When logistics costs rise by 20%, it automatically becomes a “fuel tax” on any product. A bottle of milk in, say, St. Petersburg gets more expensive not because the cow started eating more, but because the truck carrying that milk spent three days scraping together surrogate fuel at filling stations or sitting in line. Russia’s economy is taking a classic stagflation hit: fuel shortages push prices up, while real output falls due to downtime.
And the cherry on top is a banking liquidity crisis that is rapidly gaining momentum. For the fifth month in a row, the volume of cash in the system has been rising abnormally (as of May, +18% year-on-year). Against the backdrop of panic, queues at filling stations, mobile internet shutdowns, and local disruptions even in basic products like milk, Russians are frantically pulling money out of their accounts. In a single week of such panic, up to a billion dollars’ worth in equivalent “floats” under mattresses.
Overall bottom line
If you add up the direct budget losses from falling global oil prices, the foregone gains from reduced exports of petroleum products, the critical rise in domestic logistics costs, and the colossal expenses for emergency fuel imports, the total monetary equivalent of Russia’s fuel-and-energy crisis in the first half of 2026 confidently breaks the $30–35 billion mark in net losses. That is effectively the annual budget of their entire “defense-industrial complex development” program.
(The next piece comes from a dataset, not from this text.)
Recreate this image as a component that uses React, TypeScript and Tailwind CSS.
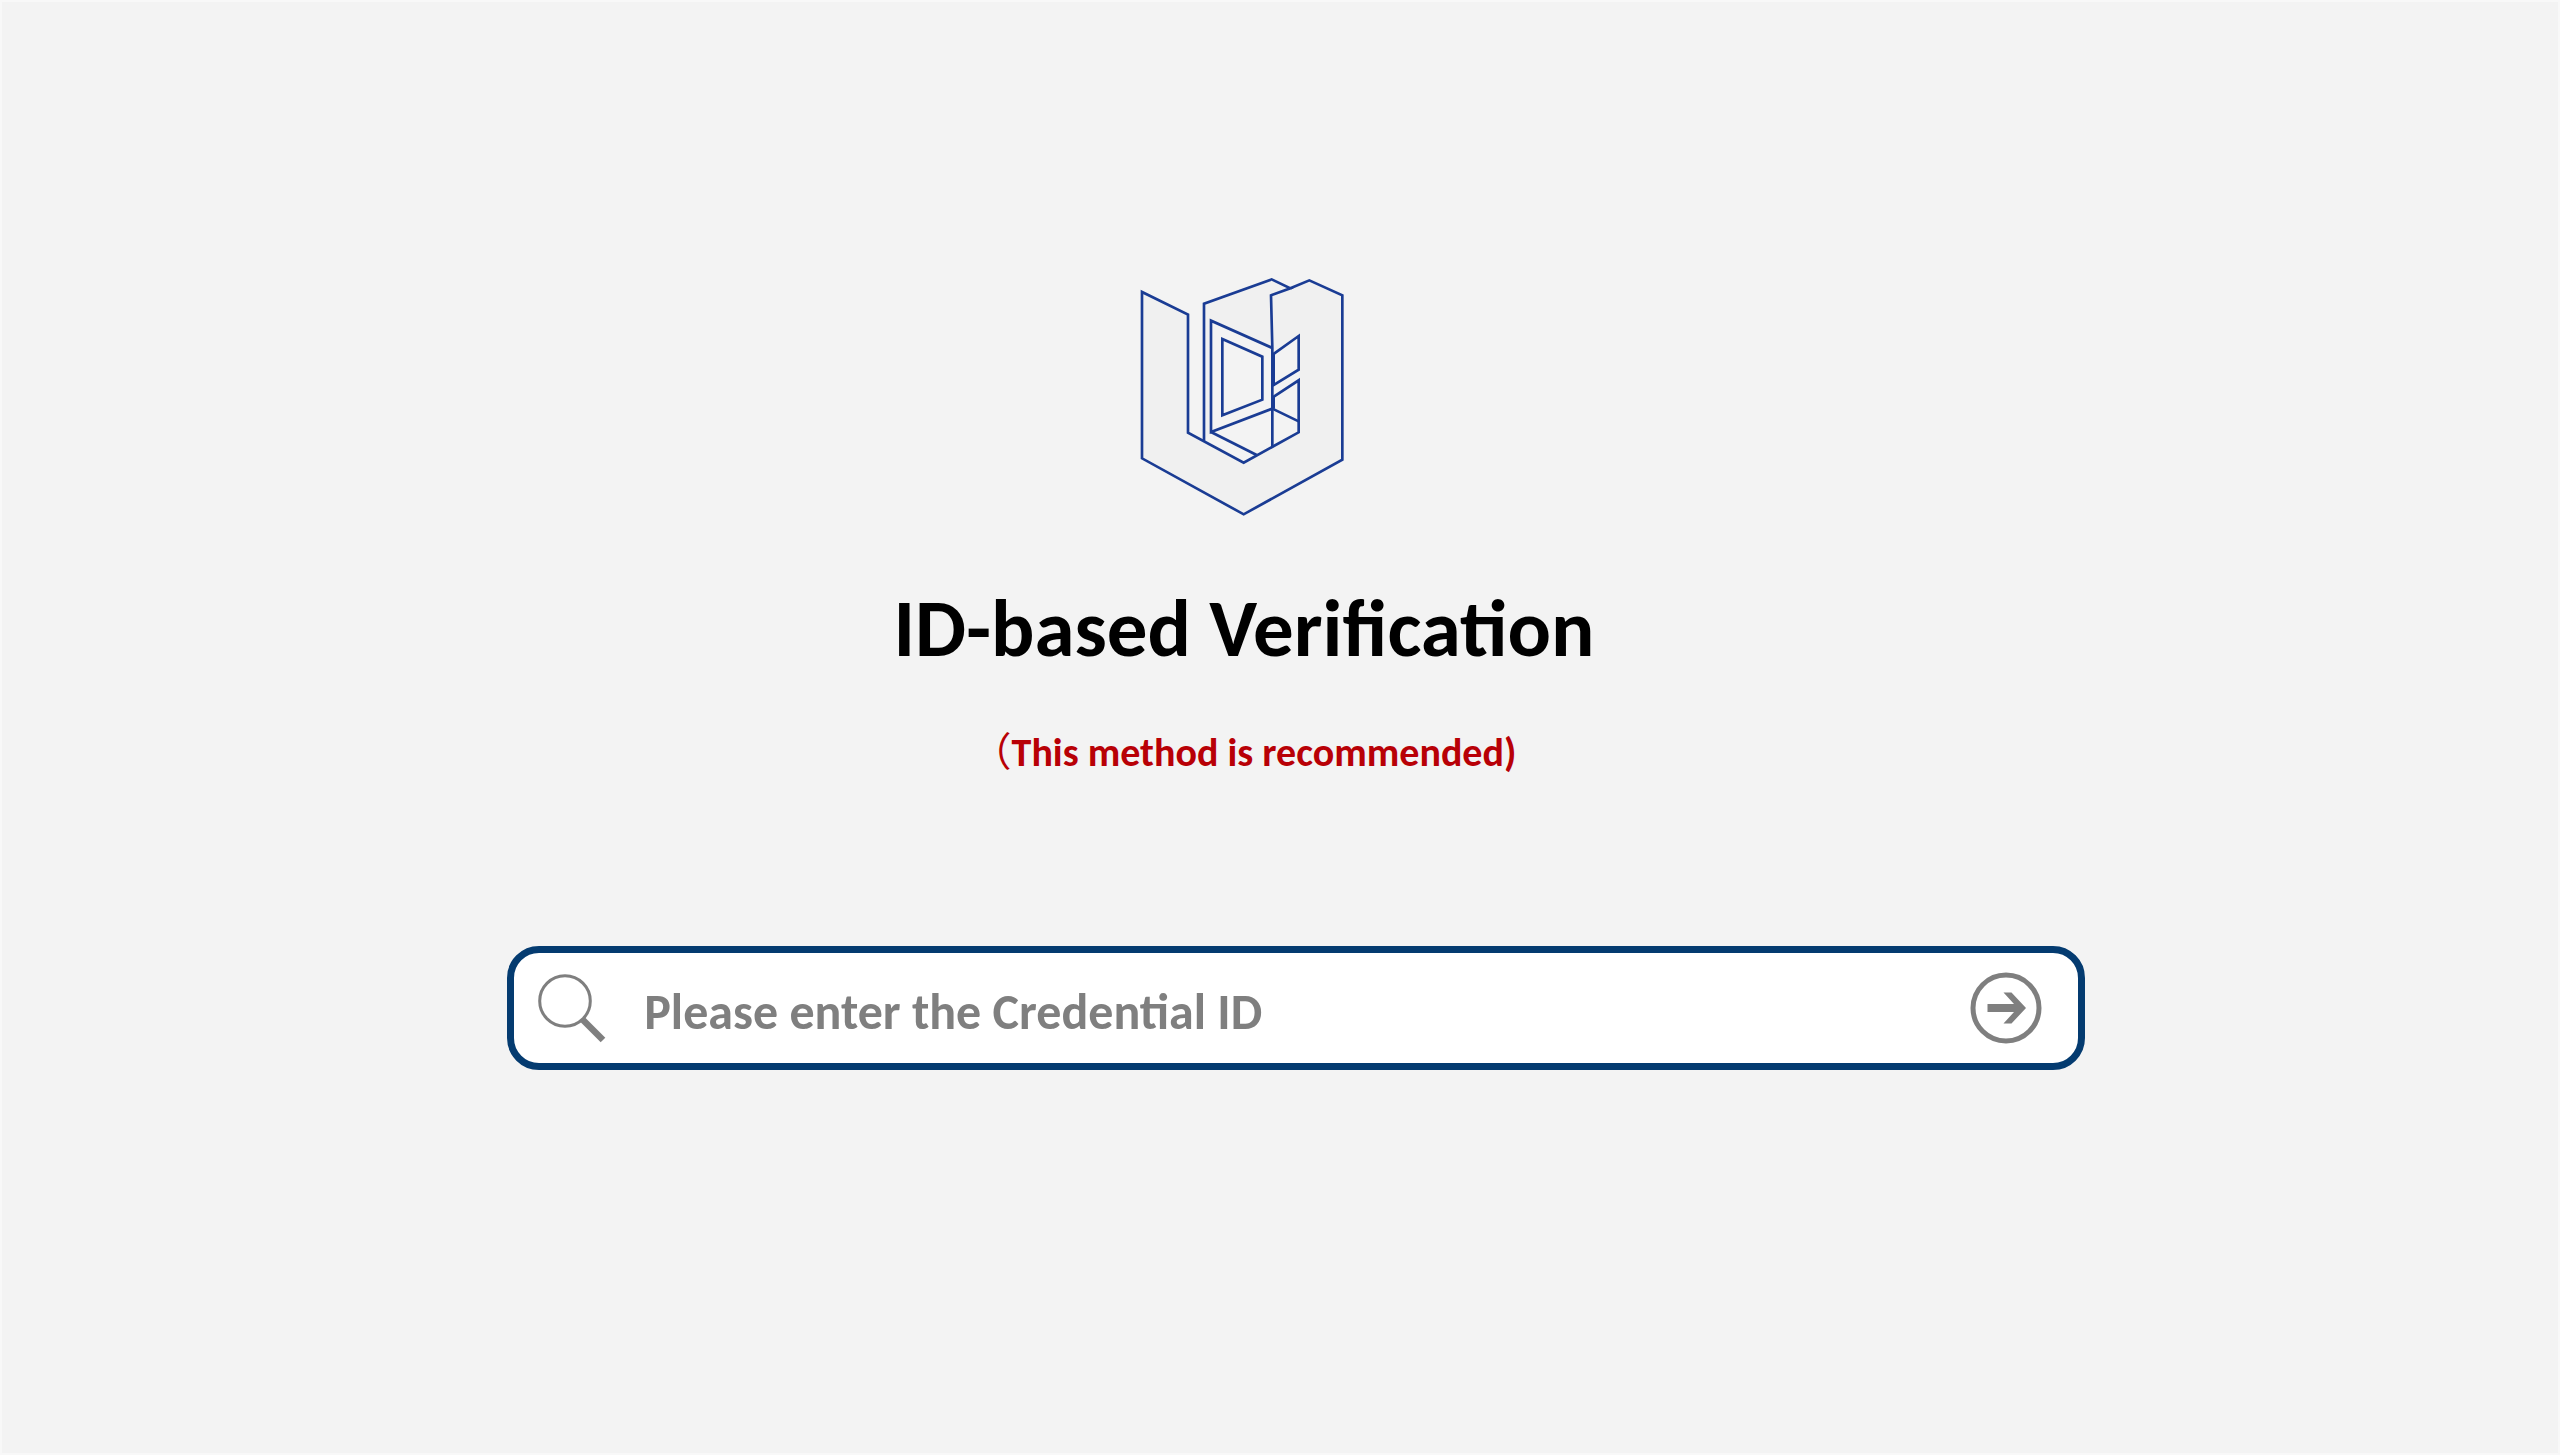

In other words, by continuing the war, Russia has burned through, in monetary terms, as much in a few months as the Kremlin invests in tank and missile production plants in a year.
The goal of the UAF campaign was to force Russia to burn through its operational rear-area fuel reserves and to knock out storage capacity before the critical autumn peak. This stage is complete — the safety cushion has been burned. The set is in place, the gun in the first act is loaded. Now we wait for the shot in August.